Aim of the exercise
Leave out the pictures and copy the remaining records exactly.

(Records with interface code)
┌────────
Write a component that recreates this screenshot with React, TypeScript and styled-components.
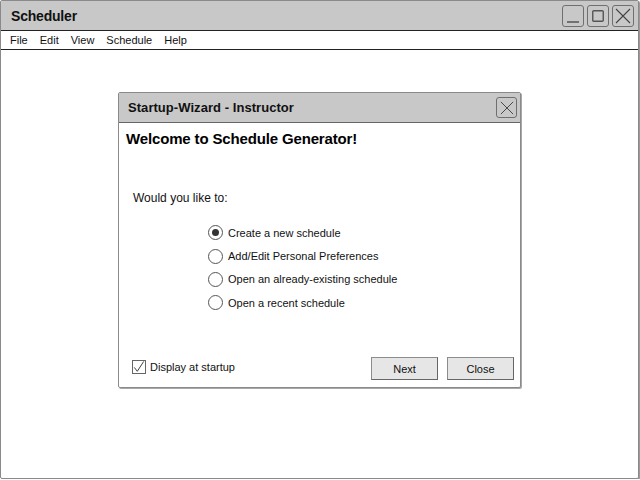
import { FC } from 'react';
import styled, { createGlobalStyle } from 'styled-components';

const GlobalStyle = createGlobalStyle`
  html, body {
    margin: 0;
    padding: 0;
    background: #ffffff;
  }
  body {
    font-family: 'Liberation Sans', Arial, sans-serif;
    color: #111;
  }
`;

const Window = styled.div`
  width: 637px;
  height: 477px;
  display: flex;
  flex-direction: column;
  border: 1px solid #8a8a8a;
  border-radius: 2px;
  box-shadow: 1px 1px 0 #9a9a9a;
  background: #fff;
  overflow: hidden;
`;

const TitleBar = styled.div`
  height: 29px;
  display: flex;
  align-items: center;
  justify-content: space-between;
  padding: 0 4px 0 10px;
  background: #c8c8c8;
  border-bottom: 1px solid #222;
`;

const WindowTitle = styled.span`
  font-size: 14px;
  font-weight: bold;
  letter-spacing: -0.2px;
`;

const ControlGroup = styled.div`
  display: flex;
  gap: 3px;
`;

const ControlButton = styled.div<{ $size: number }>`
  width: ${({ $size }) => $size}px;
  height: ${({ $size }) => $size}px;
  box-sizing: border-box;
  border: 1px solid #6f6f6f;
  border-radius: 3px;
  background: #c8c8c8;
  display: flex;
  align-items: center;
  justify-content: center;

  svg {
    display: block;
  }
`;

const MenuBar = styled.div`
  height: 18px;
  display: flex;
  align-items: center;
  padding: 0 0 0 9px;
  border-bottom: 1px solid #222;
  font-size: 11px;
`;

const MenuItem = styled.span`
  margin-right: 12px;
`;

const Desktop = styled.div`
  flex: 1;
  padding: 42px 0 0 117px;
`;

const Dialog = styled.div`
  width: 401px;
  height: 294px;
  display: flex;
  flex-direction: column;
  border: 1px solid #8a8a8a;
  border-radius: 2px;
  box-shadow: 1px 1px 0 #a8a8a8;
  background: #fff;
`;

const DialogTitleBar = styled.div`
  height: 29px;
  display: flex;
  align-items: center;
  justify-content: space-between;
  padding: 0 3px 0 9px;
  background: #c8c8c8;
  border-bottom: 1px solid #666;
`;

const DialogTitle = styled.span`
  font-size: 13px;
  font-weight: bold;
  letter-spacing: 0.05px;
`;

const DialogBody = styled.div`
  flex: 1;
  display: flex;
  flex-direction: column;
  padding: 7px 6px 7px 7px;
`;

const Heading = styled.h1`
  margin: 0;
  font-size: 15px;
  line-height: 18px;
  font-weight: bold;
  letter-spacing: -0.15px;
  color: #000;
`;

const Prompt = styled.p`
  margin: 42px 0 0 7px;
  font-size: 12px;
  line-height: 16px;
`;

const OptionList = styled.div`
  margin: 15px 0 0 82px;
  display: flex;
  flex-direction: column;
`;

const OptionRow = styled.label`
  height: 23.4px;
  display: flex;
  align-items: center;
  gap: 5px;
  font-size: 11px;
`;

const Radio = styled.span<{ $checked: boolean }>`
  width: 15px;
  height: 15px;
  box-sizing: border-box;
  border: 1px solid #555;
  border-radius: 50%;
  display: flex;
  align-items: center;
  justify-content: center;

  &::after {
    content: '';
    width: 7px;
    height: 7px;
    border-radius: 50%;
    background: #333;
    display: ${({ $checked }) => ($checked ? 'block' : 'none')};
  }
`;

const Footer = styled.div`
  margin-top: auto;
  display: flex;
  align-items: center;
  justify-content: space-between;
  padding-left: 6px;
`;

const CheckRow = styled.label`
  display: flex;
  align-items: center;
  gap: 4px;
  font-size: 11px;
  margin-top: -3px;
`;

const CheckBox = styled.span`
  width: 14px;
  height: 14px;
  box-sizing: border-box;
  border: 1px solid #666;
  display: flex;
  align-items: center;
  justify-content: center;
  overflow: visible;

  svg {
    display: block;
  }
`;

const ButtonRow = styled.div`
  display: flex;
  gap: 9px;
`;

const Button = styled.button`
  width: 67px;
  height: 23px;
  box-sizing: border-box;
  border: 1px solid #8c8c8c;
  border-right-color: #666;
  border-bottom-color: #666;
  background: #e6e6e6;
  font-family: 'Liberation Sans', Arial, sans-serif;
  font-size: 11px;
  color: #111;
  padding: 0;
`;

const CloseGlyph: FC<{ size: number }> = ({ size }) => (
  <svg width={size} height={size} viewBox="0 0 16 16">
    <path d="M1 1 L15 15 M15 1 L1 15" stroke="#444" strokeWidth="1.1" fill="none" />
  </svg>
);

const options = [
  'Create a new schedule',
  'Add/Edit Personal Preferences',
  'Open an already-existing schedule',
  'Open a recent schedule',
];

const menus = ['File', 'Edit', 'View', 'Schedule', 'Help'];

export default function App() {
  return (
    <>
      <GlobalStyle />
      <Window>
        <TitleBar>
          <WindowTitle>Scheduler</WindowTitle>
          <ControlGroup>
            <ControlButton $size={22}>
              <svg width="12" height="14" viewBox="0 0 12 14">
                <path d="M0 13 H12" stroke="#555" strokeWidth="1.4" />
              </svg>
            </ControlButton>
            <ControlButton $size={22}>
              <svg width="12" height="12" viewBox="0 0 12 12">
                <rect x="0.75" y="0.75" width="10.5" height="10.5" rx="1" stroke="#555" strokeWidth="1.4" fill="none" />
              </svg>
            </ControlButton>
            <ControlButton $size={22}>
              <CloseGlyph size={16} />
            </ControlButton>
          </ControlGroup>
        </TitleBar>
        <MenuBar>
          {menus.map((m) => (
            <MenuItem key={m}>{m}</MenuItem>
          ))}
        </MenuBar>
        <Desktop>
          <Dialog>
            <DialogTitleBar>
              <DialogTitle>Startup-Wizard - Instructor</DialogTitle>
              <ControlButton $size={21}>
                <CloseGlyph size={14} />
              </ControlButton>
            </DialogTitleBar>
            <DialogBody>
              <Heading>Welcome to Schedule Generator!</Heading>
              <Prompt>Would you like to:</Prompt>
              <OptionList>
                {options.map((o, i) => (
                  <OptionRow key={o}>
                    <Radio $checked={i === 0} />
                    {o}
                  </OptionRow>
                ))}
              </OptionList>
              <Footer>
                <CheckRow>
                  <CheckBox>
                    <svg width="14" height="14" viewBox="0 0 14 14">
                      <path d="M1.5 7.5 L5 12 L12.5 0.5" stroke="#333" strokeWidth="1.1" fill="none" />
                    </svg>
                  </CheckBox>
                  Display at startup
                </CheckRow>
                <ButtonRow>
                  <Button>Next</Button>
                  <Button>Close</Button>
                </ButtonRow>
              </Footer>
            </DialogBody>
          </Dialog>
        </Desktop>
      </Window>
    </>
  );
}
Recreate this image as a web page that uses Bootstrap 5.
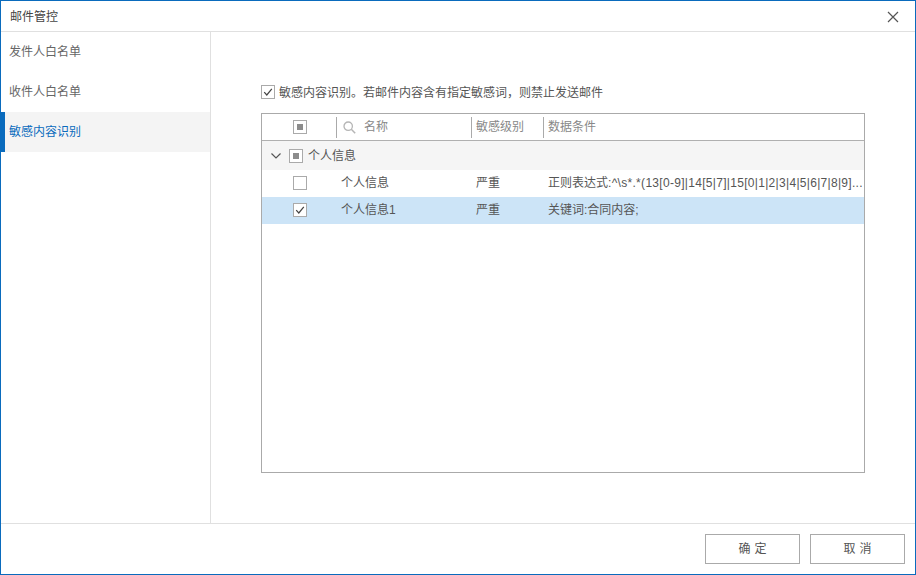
└────────
Response to this task
Write a component that recreates this screenshot with React, TypeScript and styled-components.
import { FC } from 'react';
import styled, { createGlobalStyle } from 'styled-components';

const GlobalStyle = createGlobalStyle`
  html, body {
    margin: 0;
    padding: 0;
    background: #ffffff;
  }
  body {
    font-family: 'Liberation Sans', Arial, sans-serif;
    color: #111;
  }
`;

const Window = styled.div`
  width: 637px;
  height: 477px;
  display: flex;
  flex-direction: column;
  border: 1px solid #8a8a8a;
  border-radius: 2px;
  box-shadow: 1px 1px 0 #9a9a9a;
  background: #fff;
  overflow: hidden;
`;

const TitleBar = styled.div`
  height: 29px;
  display: flex;
  align-items: center;
  justify-content: space-between;
  padding: 0 4px 0 10px;
  background: #c8c8c8;
  border-bottom: 1px solid #222;
`;

const WindowTitle = styled.span`
  font-size: 14px;
  font-weight: bold;
  letter-spacing: -0.2px;
`;

const ControlGroup = styled.div`
  display: flex;
  gap: 3px;
`;

const ControlButton = styled.div<{ $size: number }>`
  width: ${({ $size }) => $size}px;
  height: ${({ $size }) => $size}px;
  box-sizing: border-box;
  border: 1px solid #6f6f6f;
  border-radius: 3px;
  background: #c8c8c8;
  display: flex;
  align-items: center;
  justify-content: center;

  svg {
    display: block;
  }
`;

const MenuBar = styled.div`
  height: 18px;
  display: flex;
  align-items: center;
  padding: 0 0 0 9px;
  border-bottom: 1px solid #222;
  font-size: 11px;
`;

const MenuItem = styled.span`
  margin-right: 12px;
`;

const Desktop = styled.div`
  flex: 1;
  padding: 42px 0 0 117px;
`;

const Dialog = styled.div`
  width: 401px;
  height: 294px;
  display: flex;
  flex-direction: column;
  border: 1px solid #8a8a8a;
  border-radius: 2px;
  box-shadow: 1px 1px 0 #a8a8a8;
  background: #fff;
`;

const DialogTitleBar = styled.div`
  height: 29px;
  display: flex;
  align-items: center;
  justify-content: space-between;
  padding: 0 3px 0 9px;
  background: #c8c8c8;
  border-bottom: 1px solid #666;
`;

const DialogTitle = styled.span`
  font-size: 13px;
  font-weight: bold;
  letter-spacing: 0.05px;
`;

const DialogBody = styled.div`
  flex: 1;
  display: flex;
  flex-direction: column;
  padding: 7px 6px 7px 7px;
`;

const Heading = styled.h1`
  margin: 0;
  font-size: 15px;
  line-height: 18px;
  font-weight: bold;
  letter-spacing: -0.15px;
  color: #000;
`;

const Prompt = styled.p`
  margin: 42px 0 0 7px;
  font-size: 12px;
  line-height: 16px;
`;

const OptionList = styled.div`
  margin: 15px 0 0 82px;
  display: flex;
  flex-direction: column;
`;

const OptionRow = styled.label`
  height: 23.4px;
  display: flex;
  align-items: center;
  gap: 5px;
  font-size: 11px;
`;

const Radio = styled.span<{ $checked: boolean }>`
  width: 15px;
  height: 15px;
  box-sizing: border-box;
  border: 1px solid #555;
  border-radius: 50%;
  display: flex;
  align-items: center;
  justify-content: center;

  &::after {
    content: '';
    width: 7px;
    height: 7px;
    border-radius: 50%;
    background: #333;
    display: ${({ $checked }) => ($checked ? 'block' : 'none')};
  }
`;

const Footer = styled.div`
  margin-top: auto;
  display: flex;
  align-items: center;
  justify-content: space-between;
  padding-left: 6px;
`;

const CheckRow = styled.label`
  display: flex;
  align-items: center;
  gap: 4px;
  font-size: 11px;
  margin-top: -3px;
`;

const CheckBox = styled.span`
  width: 14px;
  height: 14px;
  box-sizing: border-box;
  border: 1px solid #666;
  display: flex;
  align-items: center;
  justify-content: center;
  overflow: visible;

  svg {
    display: block;
  }
`;

const ButtonRow = styled.div`
  display: flex;
  gap: 9px;
`;

const Button = styled.button`
  width: 67px;
  height: 23px;
  box-sizing: border-box;
  border: 1px solid #8c8c8c;
  border-right-color: #666;
  border-bottom-color: #666;
  background: #e6e6e6;
  font-family: 'Liberation Sans', Arial, sans-serif;
  font-size: 11px;
  color: #111;
  padding: 0;
`;

const CloseGlyph: FC<{ size: number }> = ({ size }) => (
  <svg width={size} height={size} viewBox="0 0 16 16">
    <path d="M1 1 L15 15 M15 1 L1 15" stroke="#444" strokeWidth="1.1" fill="none" />
  </svg>
);

const options = [
  'Create a new schedule',
  'Add/Edit Personal Preferences',
  'Open an already-existing schedule',
  'Open a recent schedule',
];

const menus = ['File', 'Edit', 'View', 'Schedule', 'Help'];

export default function App() {
  return (
    <>
      <GlobalStyle />
      <Window>
        <TitleBar>
          <WindowTitle>Scheduler</WindowTitle>
          <ControlGroup>
            <ControlButton $size={22}>
              <svg width="12" height="14" viewBox="0 0 12 14">
                <path d="M0 13 H12" stroke="#555" strokeWidth="1.4" />
              </svg>
            </ControlButton>
            <ControlButton $size={22}>
              <svg width="12" height="12" viewBox="0 0 12 12">
                <rect x="0.75" y="0.75" width="10.5" height="10.5" rx="1" stroke="#555" strokeWidth="1.4" fill="none" />
              </svg>
            </ControlButton>
            <ControlButton $size={22}>
              <CloseGlyph size={16} />
            </ControlButton>
          </ControlGroup>
        </TitleBar>
        <MenuBar>
          {menus.map((m) => (
            <MenuItem key={m}>{m}</MenuItem>
          ))}
        </MenuBar>
        <Desktop>
          <Dialog>
            <DialogTitleBar>
              <DialogTitle>Startup-Wizard - Instructor</DialogTitle>
              <ControlButton $size={21}>
                <CloseGlyph size={14} />
              </ControlButton>
            </DialogTitleBar>
            <DialogBody>
              <Heading>Welcome to Schedule Generator!</Heading>
              <Prompt>Would you like to:</Prompt>
              <OptionList>
                {options.map((o, i) => (
                  <OptionRow key={o}>
                    <Radio $checked={i === 0} />
                    {o}
                  </OptionRow>
                ))}
              </OptionList>
              <Footer>
                <CheckRow>
                  <CheckBox>
                    <svg width="14" height="14" viewBox="0 0 14 14">
                      <path d="M1.5 7.5 L5 12 L12.5 0.5" stroke="#333" strokeWidth="1.1" fill="none" />
                    </svg>
                  </CheckBox>
                  Display at startup
                </CheckRow>
                <ButtonRow>
                  <Button>Next</Button>
                  <Button>Close</Button>
                </ButtonRow>
              </Footer>
            </DialogBody>
          </Dialog>
        </Desktop>
      </Window>
    </>
  );
}
Recreate this image as a web page that uses Bootstrap 5.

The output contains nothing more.